INSTRUCTION → Find the word "styles" in the listing; pull out each line holding it.

------------

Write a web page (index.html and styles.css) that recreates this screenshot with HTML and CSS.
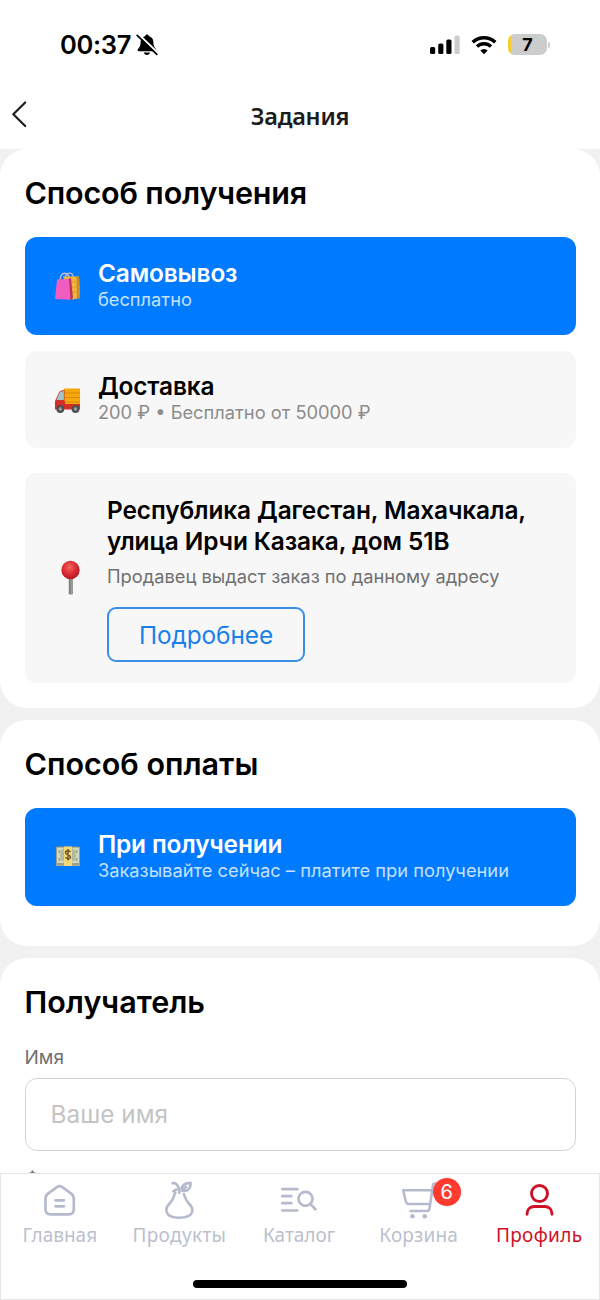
FILE: index.html
```html
<!DOCTYPE html>
<html lang="ru">
<head>
<meta charset="utf-8">
<title>Задания</title>
<link rel="stylesheet" href="styles.css">
</head>
<body>
<div class="screen">
  <header class="top">
    <div class="status">
      <div class="status-left">
        <span class="clock">00:37</span>
        <svg class="bell" width="22" height="22" viewBox="0 0 22 22">
          <path d="M11 .5c-.9 0-1.600.600-1.700 1.400C6.300 2.800 4.600 5 4.600 8c0 4-1.100 5.300-2.400 6.700-.9 1-.7 2.500.8 2.500h16c1.500 0 1.700-1.500.8-2.500C18.500 13.300 17.400 12 17.400 8c0-3-1.700-5.200-4.700-6.100C12.600 1.100 11.900.5 11 .5z"/>
          <path d="M7.800 18.600h6.200c-.3 1.500-1.500 2.400-3.100 2.400s-2.800-.9-3.100-2.400z"/>
          <path d="M2.600 .4L22 19" stroke="#fff" stroke-width="2"/>
          <path d="M1.200 1.400L20.800 20.300" stroke="#000" stroke-width="1.700" stroke-linecap="round"/>
        </svg>
      </div>
      <div class="status-right">
        <svg width="30" height="20" viewBox="0 0 30 20">
          <rect x="0" y="12" width="5.200" height="7" rx="1.600"/>
          <rect x="8.200" y="8.500" width="5.200" height="10.500" rx="1.600"/>
          <rect x="16.300" y="4.500" width="5.200" height="14.500" rx="1.600"/>
          <rect x="24.500" y="0.500" width="5.200" height="18.500" rx="1.600" fill="#ccc"/>
        </svg>
        <svg width="26" height="20" viewBox="0 0 26 20">
          <path d="M1.700 7.200a16.300 16.300 0 0 1 22.600 0" fill="none" stroke="#000" stroke-width="3.500"/>
          <path d="M6 11.600a10 10 0 0 1 14 0" fill="none" stroke="#000" stroke-width="3.500"/>
          <path d="M9.300 15.500a5.300 5.300 0 0 1 7.400 0L13 19.300z"/>
        </svg>
        <div class="battery"><span>7</span></div>
      </div>
    </div>
    <div class="titlebar">
      <svg class="back" width="20" height="30" viewBox="0 0 20 30"><path d="M15.200 3.500L3.300 15.300 15.200 27" fill="none" stroke="#1c1c1c" stroke-width="2.200" stroke-linecap="round" stroke-linejoin="round"/></svg>
      <h1>Задания</h1>
    </div>
  </header>

  <main class="content">
    <section class="panel pickup">
      <h2 class="heading-pickup">Способ получения</h2>
      <div class="option active">
        <svg class="emoji" width="26" height="32" viewBox="0 0 26 32">
          <path d="M10 8c1-6 7-7 9 0M5 10c1-9 8-9 10 0" fill="none" stroke="#c9b7d8" stroke-width="1.300"/>
          <path d="M8 6.500h16L25 28l-8 1.500z" fill="#f3b73c"/>
          <path d="M21.500 6.500H24L25 28l-3 .5z" fill="#c88c2c"/>
          <path d="M16 12h7.500M17 17h7.500M17 22h8" stroke="#d99a2c" stroke-width="1"/>
          <path d="M13 9l3-1 2 20-3 2z" fill="#b8365e"/>
          <path d="M2 9.500L14 9l1.500 20.800L0 29z" fill="#f25cc0"/>
        </svg>
        <div class="option-text"><div class="option-title">Самовывоз</div><div class="option-sub">бесплатно</div></div>
      </div>
      <div class="option">
        <svg class="emoji" width="26" height="32" viewBox="0 0 26 32">
          <path d="M9 5.500h16V24H9z" fill="#f5a70c"/>
          <path d="M9 10h16M9 14.500h16M9 19h16" stroke="#d98a08" stroke-width="1"/>
          <path d="M4 9.500Q5 7 9.500 7V21H0v-3z" fill="#c9342d"/>
          <path d="M4.500 10Q5.500 8 8.800 8v9H1.500z" fill="#9fc5cf"/>
          <path d="M0 18.500h10V21h15v5.500H0z" fill="#d52c25"/>
          <circle cx="5.300" cy="26" r="3.900" fill="#4b5054"/><circle cx="5.300" cy="26" r="1.700" fill="#9a9ea0"/>
          <circle cx="20.500" cy="26" r="3.900" fill="#4b5054"/><circle cx="20.500" cy="26" r="1.700" fill="#9a9ea0"/>
        </svg>
        <div class="option-text"><div class="option-title">Доставка</div><div class="option-sub">200 ₽ • Бесплатно от 50000 ₽</div></div>
      </div>
      <div class="address">
        <svg class="pin" width="20" height="36" viewBox="0 0 20 36">
          <defs><radialGradient id="ball" cx=".45" cy=".35" r=".65"><stop offset="0" stop-color="#f4695c"/><stop offset=".5" stop-color="#de3038"/><stop offset="1" stop-color="#b51624"/></radialGradient></defs>
          <rect x="7.800" y="16" width="4" height="18.500" rx="1" fill="#85807e"/>
          <rect x="9.800" y="16" width="1" height="18" fill="#aaa5a3"/>
          <circle cx="9.500" cy="10" r="9.200" fill="url(#ball)"/>
        </svg>
        <div class="address-text">
          <div class="address-title">Республика Дагестан, Махачкала,<br>улица Ирчи Казака, дом 51В</div>
          <div class="address-sub">Продавец выдаст заказ по данному адресу</div>
          <button class="more">Подробнее</button>
        </div>
      </div>
    </section>

    <section class="panel payment">
      <h2>Способ оплаты</h2>
      <div class="option active">
        <svg class="emoji" width="26" height="32" viewBox="0 0 26 32">
          <rect x="1" y="5.500" width="24" height="19.500" fill="#8c927b"/>
          <rect x="1.800" y="6.500" width="22.400" height="15.500" fill="#d2d7bd"/>
          <path d="M1 23h24M1 24.500h24" stroke="#b9bca4" stroke-width=".7"/>
          <circle cx="13" cy="14" r="8" fill="#b1b99a"/>
          <path d="M3.500 9h2v3h-2zM20.500 9h2v3h-2zM3.500 17h2v3h-2zM20.500 17h2v3h-2z" fill="#a2aa91"/>
          <rect x="9" y="5.500" width="8" height="19.500" fill="#f5d878"/>
          <path d="M15.500 11c-1-1.800-5-1.600-5 .7 0 2.600 5 1.600 5 4.200 0 2.200-4 2.400-5 .4M13 8v11.500" fill="none" stroke="#66572c" stroke-width="1.400"/>
        </svg>
        <div class="option-text"><div class="option-title">При получении</div><div class="option-sub">Заказывайте сейчас – платите при получении</div></div>
      </div>
    </section>

    <section class="panel recipient">
      <h2>Получатель</h2>
      <label class="field-label" for="name">Имя</label>
      <input class="field" id="name" type="text" placeholder="Ваше имя">
      <label class="field-label next">Фамилия</label>
    </section>
  </main>

  <nav class="tabs">
    <div class="tab">
      <svg width="36" height="40" viewBox="0 0 36 40" fill="none" stroke="#b6bacd" stroke-width="2.700" stroke-linecap="round" stroke-linejoin="round"><path d="M3.500 19Q3.500 15.500 6 13.700L15.300 6.900Q17.700 5.300 20 6.900L29.300 13.700Q31.800 15.500 31.800 19V29.500Q31.800 34.300 27 34.300H8.500Q3.500 34.300 3.500 29.500zM13.500 20.300H22M13.500 26.300H22"/></svg>
      <span>Главная</span>
    </div>
    <div class="tab">
      <svg width="36" height="40" viewBox="0 0 36 40" fill="none" stroke="#b6bacd" stroke-width="2.600" stroke-linecap="round" stroke-linejoin="round"><path d="M14.500 12.500C12.500 15 13.200 19 9 23C5.500 26.500 4.500 29.500 5.800 32.500C7.500 36.500 12.500 37.700 18 37.700S29.300 36.500 31 32.500C32.200 29.500 31 26.500 27.500 23C24.500 20 24.300 17.500 22.800 14M11.500 3.300C15 2.300 18.200 5.500 18.400 13M12.300 11.300Q14 9.200 17.500 9M21 10.500C19.700 6.500 23 2.900 29.500 2.900C30 8.500 26.500 12 21 10.500zM21 10.500L25 7"/></svg>
      <span class="wide">Продукты</span>
    </div>
    <div class="tab">
      <svg width="36" height="40" viewBox="0 0 36 40" fill="none" stroke="#b6bacd" stroke-width="2.700" stroke-linecap="round"><path d="M1.300 9.200h15M1.300 16.200h9M1.300 23.200h9M1.300 30.500h15"/><circle cx="24.500" cy="18.800" r="7"/><path d="M29.800 24.300L34.500 29.300"/></svg>
      <span>Каталог</span>
    </div>
    <div class="tab">
      <svg width="36" height="40" viewBox="0 0 36 40" fill="none" stroke="#b6bacd" stroke-width="2.500" stroke-linecap="round" stroke-linejoin="round"><path d="M36 3.500h-2.500Q32.200 3.500 32 5L28.500 28.700Q28 31 26 31H9.500M30.800 10.300H2.200L4.800 21.300Q5.600 24.100 8.500 24.100H29"/><g fill="#b6bacd" stroke="none"><circle cx="11.500" cy="36.200" r="2.300"/><circle cx="23.800" cy="36.200" r="2.300"/></g></svg>
      <span class="cart-label">Корзина</span>
      <b class="badge">6</b>
    </div>
    <div class="tab current">
      <svg width="36" height="40" viewBox="0 0 36 40" fill="none" stroke="#ce1126" stroke-width="2.900" stroke-linecap="round"><circle cx="18.500" cy="13.500" r="8"/><path d="M6 34.300C6 29.300 9 26.500 13.500 26.500H23.500C28 26.500 31 29.300 31 34.300"/></svg>
      <span class="wide">Профиль</span>
    </div>
    <div class="home-indicator"></div>
  </nav>
</div>
</body>
</html>
```
FILE: styles.css
```css
* { box-sizing: border-box; }
body { margin: 0; background: #f1f1f1; font-family: Inter, "Noto Sans", sans-serif; color: #000; }
.screen { width: 600px; height: 1300px; display: flex; flex-direction: column; overflow: hidden; }

.top { flex: none; height: 149px; background: #fff; }
.status { height: 89px; padding: 0 53px 0 60px; display: flex; align-items: center; justify-content: space-between; }
.status-left { display: flex; align-items: center; gap: 5px; }
.clock { font-size: 25.500px; font-weight: 600; line-height: 30px; letter-spacing: -0.300px; }
.status-right { display: flex; align-items: center; gap: 11px; }
.battery { position: relative; width: 39px; height: 21px; border-radius: 7px; background: linear-gradient(90deg, #f5cf2f 3.500px, #ccc 3.500px); font-family: Inter, sans-serif; font-size: 18px; font-weight: 700; line-height: 21px; text-align: center; }
.battery::after { content: ""; position: absolute; left: 40px; top: 8px; width: 2px; height: 6px; border-radius: 0 2px 2px 0; background: #ccc; }
.titlebar { height: 53px; display: grid; grid-template-columns: 60px 1fr 60px; align-items: center; }
.back { margin-left: 10px; margin-bottom: 4px; }
.titlebar h1 { margin: 0; font: 600 23.500px/32px "Noto Sans", sans-serif; letter-spacing: -0.250px; text-align: center; color: #1c1c1c; }

.content { flex: 1; min-height: 0; display: flex; flex-direction: column; gap: 12.500px; overflow: hidden; }
.panel { flex: none; background: #fff; border-radius: 27px; padding: 25px 24.500px 0; }
.panel h2 { margin: 0; font-size: 30.500px; font-weight: 600; line-height: 37px; white-space: nowrap; }
.panel .heading-pickup { letter-spacing: -0.160px; }
.pickup { height: 558.500px; }
.payment { height: 225.500px; }
.recipient { height: 400px; }

.option { height: 97.500px; margin-top: 16px; padding-left: 30px; border-radius: 12px; background: #f7f7f7; display: flex; align-items: center; gap: 17.400px; }
.panel h2 + .option { margin-top: 26.200px; }
.option.active { background: #007aff; color: #fff; }
.emoji { flex: none; }
.option-text { padding-bottom: 3.500px; }
.option-title { font-size: 24.400px; font-weight: 600; line-height: 30px; letter-spacing: -0.120px; white-space: nowrap; }
.option-sub { font-size: 18.300px; line-height: 23px; color: #8c8c8c; white-space: nowrap; }
.active .option-sub { color: #c4e1ff; }

.address { height: 210px; margin-top: 24.700px; padding: 1.500px 0 0 36.500px; border-radius: 12px; background: #f7f7f7; display: flex; align-items: center; gap: 26px; }
.pin { flex: none; margin-top: -2px; }
.address-title { font-size: 24.400px; font-weight: 600; line-height: 30.500px; letter-spacing: -0.100px; white-space: nowrap; }
.address-sub { margin-top: 8px; font-size: 18.300px; line-height: 25px; color: #707070; white-space: nowrap; }
.more { display: block; margin-top: 18px; width: 198px; height: 55px; padding: 0; border: 2px solid #3a8ee6; border-radius: 9px; background: transparent; color: #1a7fe8; font: 400 24.400px/30px Inter, sans-serif; letter-spacing: -0.100px; }

.field-label { display: block; margin-top: 25.800px; font-size: 19px; line-height: 24px; color: #707070; }
.field { display: block; width: 100%; height: 73px; margin-top: 8.200px; padding: 0 25px; border: 1.500px solid #d4d4d4; border-radius: 12px; background: #fff; font: 400 24.400px Inter, sans-serif; }
.field::placeholder { color: #c4c4c4; opacity: 1; }
.field-label.next { margin-top: 16px; }

.tabs { flex: none; height: 127px; border: 1px solid #e6e6e6; background: #fff; display: grid; grid-template-columns: repeat(5, 1fr); grid-template-rows: 1fr auto; }
.tab { position: relative; padding: 6px 2px 0 0; display: flex; flex-direction: column; align-items: center; gap: 2px; color: #bcbfce; font: 400 19px/26px "Noto Sans", sans-serif; white-space: nowrap; }
.tab svg { flex: none; overflow: visible; }
.tab .wide { letter-spacing: 0.350px; }
.tab .cart-label { letter-spacing: 0.150px; }
.tab.current { padding-right: 0; color: #ce1126; }
.badge { position: absolute; left: 73px; top: 4px; width: 28px; height: 28px; border-radius: 50%; background: #ff3b30; color: #fff; font: 400 20px/28px Inter, sans-serif; text-align: center; }
.home-indicator { grid-column: 1 / -1; justify-self: center; width: 214px; height: 8px; margin-bottom: 11px; border-radius: 4px; background: #000; }
```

------------

TASK SOLUTION →
Write a web page (index.html and styles.css) that recreates this screenshot with HTML and CSS.
<link rel="stylesheet" href="styles.css">
FILE: styles.css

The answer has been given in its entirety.